# Keyswtiching made easy



## hbuus (Jun 24, 2009)

Is there an easy way of making keyswitches?

In my Sonivox library I have some 1st Violins instruments which I'd like to keyswitch between:

- Legato down bow
- Legato up bow
- Staccato
- Spiccato

It would be great if there was a really simple way of making a new instrument which would let me keyswitch between these four existing instruments.

What I'm looking for is something like Nils Liberg's Matrix alternation script, but using existing Kontakt instruments as matrix items instead of groups.

Thanks.

Best regards,
Henrik


----------



## Ashermusic (Jun 24, 2009)

hbuus @ Tue Jun 23 said:


> Is there an easy way of making keyswitches?
> 
> In my Sonivox library I have some 1st Violins instruments which I'd like to keyswitch between:
> 
> ...



When the new version of Keymap comes out, it will do Kontakt as well as EXS24 and it will be pretty easy to do.


----------



## Hal (Jun 24, 2009)

making key switching in Gigastudio is very fast and easy
i never tried to do that in kontakt


----------



## Thonex (Jun 24, 2009)

very easy...

no need to wait for Keymap:

http://vi-control.net/forum/viewtopic.php?t=4383


----------



## hbuus (Jun 24, 2009)

Thanks everybody.

Thonex, I actually stumbled upon that thread a long time ago and even had it bookmarked in my browser :oops: 
It's a great trick.
I wonder however: What if I switch between two XF instruments?
Will the position of the modulation wheel be "remembered" as I switch from one to another of these instruments?
Otherwise I will have to wiggle the mod wheel after keyswitching to a XF_volume instrument to make it audible.
That's not gonna work with keyswitching.
So I hope mod wheel position is remembered!

I'm checking out Redmatica's homepage to read more about Keymap also though.
It's mostly out of curiosity to see what it's about.
Thonex' trick is free; Keymap costs money! :D


----------



## Thonex (Jun 24, 2009)

hbuus @ Wed Jun 24 said:


> Thanks everybody.
> 
> Thonex, I actually stumbled upon that thread a long time ago and even had it bookmarked in my browser :oops:
> It's a great trick.
> ...



Read that whole thread. I think Nickie posted a multi script to do what you wont with regards to x-fade patches and remembering the x-fade values of the previous patch.
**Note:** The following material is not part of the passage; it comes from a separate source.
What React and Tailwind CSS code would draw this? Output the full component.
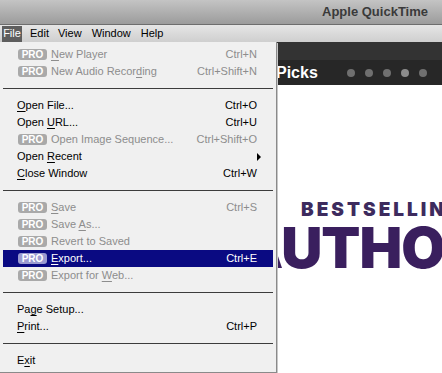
import React from 'react';

const items = [
  { pro: true, label: 'New Player', u: 0, key: 'Ctrl+N', disabled: true },
  { pro: true, label: 'New Audio Recording', u: 15, key: 'Ctrl+Shift+N', disabled: true },
  { sep: true },
  { label: 'Open File...', u: 0, key: 'Ctrl+O' },
  { label: 'Open URL...', u: 5, key: 'Ctrl+U' },
  { pro: true, label: 'Open Image Sequence...', u: -1, key: 'Ctrl+Shift+O', disabled: true },
  { label: 'Open Recent', u: 5, sub: true },
  { label: 'Close Window', u: 0, key: 'Ctrl+W' },
  { sep: true },
  { pro: true, label: 'Save', u: 0, key: 'Ctrl+S', disabled: true },
  { pro: true, label: 'Save As...', u: 5, disabled: true },
  { pro: true, label: 'Revert to Saved', u: -1, disabled: true },
  { pro: true, label: 'Export...', u: 0, key: 'Ctrl+E', active: true },
  { pro: true, label: 'Export for Web...', u: 11, disabled: true },
  { sep: true },
  { label: 'Page Setup...', u: 2 },
  { label: 'Print...', u: 0, key: 'Ctrl+P' },
  { sep: true },
  { label: 'Exit', u: 1 },
];

const Label = ({ text, u }) => {
  if (u < 0) return <span>{text}</span>;
  return (
    <span>
      {text.slice(0, u)}
      <span className="underline underline-offset-2">{text[u]}</span>
      {text.slice(u + 1)}
    </span>
  );
};

const Pro = ({ active }) => (
  <span
    className={`mr-[4px] flex h-[11px] w-[29px] items-center justify-center rounded-[3px] text-[10px] font-bold leading-none text-white ${
      active ? 'bg-[#9a9ad0]' : 'bg-[#a9a9a9]'
    }`}
  >
    PRO
  </span>
);

const FileMenu = () => (
  <div className="absolute left-0 top-[42px] z-10 h-[331px] w-[277px] border-r border-b border-[#8a8a8a] bg-[#f0f0f0] px-[3px] pt-[4px] text-[11px] shadow-[1px_1px_0_#c8c8c8]">
    {items.map((it, i) =>
      it.sep ? (
        <div key={i} className="flex h-[17px] items-center">
          <div className="h-px w-full bg-[#3c3c3c]" />
        </div>
      ) : (
        <div
          key={i}
          className={`flex h-[17px] items-center pr-[16px] ${it.pro ? 'pl-[15px]' : 'pl-[14px]'} ${
            it.active ? 'bg-[#0a0a82] text-white' : it.disabled ? 'text-[#8d8d8d]' : 'text-black'
          }`}
        >
          {it.pro && <Pro active={it.active} />}
          <span className="flex-1">
            <Label text={it.label} u={it.u} />
          </span>
          {it.key && <span>{it.key}</span>}
          {it.sub && (
            <svg width="5" height="8" viewBox="0 0 5 8" className="mr-[-5px]">
              <path d="M0 0 L4 4 L0 8 Z" fill="#000" />
            </svg>
          )}
        </div>
      )
    )}
  </div>
);

export default function App() {
  return (
    <div
      className="relative h-[373px] w-[442px] overflow-hidden bg-white"
      style={{ fontFamily: '"Liberation Sans", Arial, sans-serif' }}
    >
      {/* title bar */}
      <div className="flex h-[25px] items-center justify-end border-b border-[#6e6e6e] bg-gradient-to-b from-[#c4c4c4] to-[#9c9c9c] pr-[14px]">
        <span className="text-[13px] font-bold text-[#3a3a3a]">Apple QuickTime</span>
      </div>

      {/* menu bar */}
      <div className="flex h-[17px] items-center bg-gradient-to-b from-[#e6e6e6] via-[#dadada] to-[#cfcfcf] pl-[2px] text-[11px] text-black">
        <span className="flex h-[16px] w-[20px] items-center justify-center bg-[#5e5e5e] text-white">File</span>
        <span className="ml-[8px]">Edit</span>
        <span className="ml-[9px]">View</span>
        <span className="ml-[10px]">Window</span>
        <span className="ml-[10px]">Help</span>
      </div>

      {/* player chrome */}
      <div className="h-[18px] bg-[#333333]" />
      <div className="flex h-[25px] items-center bg-[#272727] pl-[276px]">
        <span className="text-[16px] font-bold text-white">Picks</span>
        <div className="ml-[29px] flex items-center gap-[10px]">
          <span className="h-[8px] w-[8px] rounded-full bg-[#6f6f6f]" />
          <span className="h-[8px] w-[8px] rounded-full bg-[#6f6f6f]" />
          <span className="h-[8px] w-[8px] rounded-full bg-[#6f6f6f]" />
          <span className="h-[8px] w-[8px] rounded-full bg-[#8c8c8c]" />
          <span className="h-[8px] w-[8px] rounded-full bg-[#6f6f6f]" />
        </div>
      </div>

      {/* page content */}
      <div className="whitespace-nowrap pt-[115px]" style={{ fontFamily: 'Inter, "Liberation Sans", sans-serif' }}>
        <div className="pl-[301px] text-[19px] font-black leading-[20px] tracking-[3px] text-[#3d2b5e]">BESTSELLING</div>
        <div className="mt-[2px] pl-[238px] text-[57px] font-black leading-[52px] tracking-[-1px] text-[#3a1f5e]">AUTHOR</div>
      </div>

      <FileMenu />
    </div>
  );
}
Look towards the end of the thread -- if I remember correctly.

Cheers,

AK


----------



## gsilbers (Jun 24, 2009)

anyone intrested in making those patches in kontakt and selling them with different libraries? 
just saw that keymap is $300+ and id be for a few things like switching diferent legatos 
or from lega to stac/spic etc. from the sonic implants lib. 
(not the actual samples but the program of course, i have the samples)
i just dont have the time or 300 for that program :(


----------



## gsilbers (Jun 24, 2009)

oh and dan dean brass libs. i am converting from giga right now and there sooo many patches! like 20 french horns staccs!


----------



## Camus (Jun 25, 2009)

beneath Thonex suggestion I see no other way actually than doing the whole KS - patches on the group level.
But for this method (grouplevel-editing) the export/import groups (w/wo samples) is a great help.
Just export your groups (after combining Velocityswitched groups to one group) and maybe determine group start options (Keyswitches/RR) before exporting. 
After this - a little time consuming editing - you can build your patches from the scratch in a very small amount of time (it is good for later editing(new patches)for example if you want to try Petros suggestion, to layer all groups at the same time but having a specific CC for each groups volume, so that you can mix different articuations on the fly, which is an interesting aspect- this is done quite fast then)

Best

Camus

P.S. be patient when doing so :wink:


----------



## LHall (Jun 27, 2009)

A couple of years ago, I created an environment object for Logic and K2 that uses the instrument banks. It's pretty easy to use once you get it set up. The great thing is that you can switch articulations and patches in and out in the blink of an eye. 

It's here on Logic Pro: http://www.logicprohelp.com/viewtopic.php?t=7539

Be sure to scroll down and get the latest version.


----------



## Ashermusic (Jun 27, 2009)

LHall @ Sat Jun 27 said:


> A couple of years ago, I created an environment object for Logic and K2 that uses the instrument banks. It's pretty easy to use once you get it set up. The great thing is that you can switch articulations and patches in and out in the blink of an eye.
> 
> It's here on Logic Pro: http://www.logicprohelp.com/viewtopic.php?t=7539
> 
> Be sure to scroll down and get the latest version.



I know a few guys who work this way and like it, it is quite clever. For me, the downsides you list are a deal breaker but different strokes for different folks.

I still think when Keymap does Kontakt as well as the EXS4, it will be the best way to go for fans of keyswitching.


----------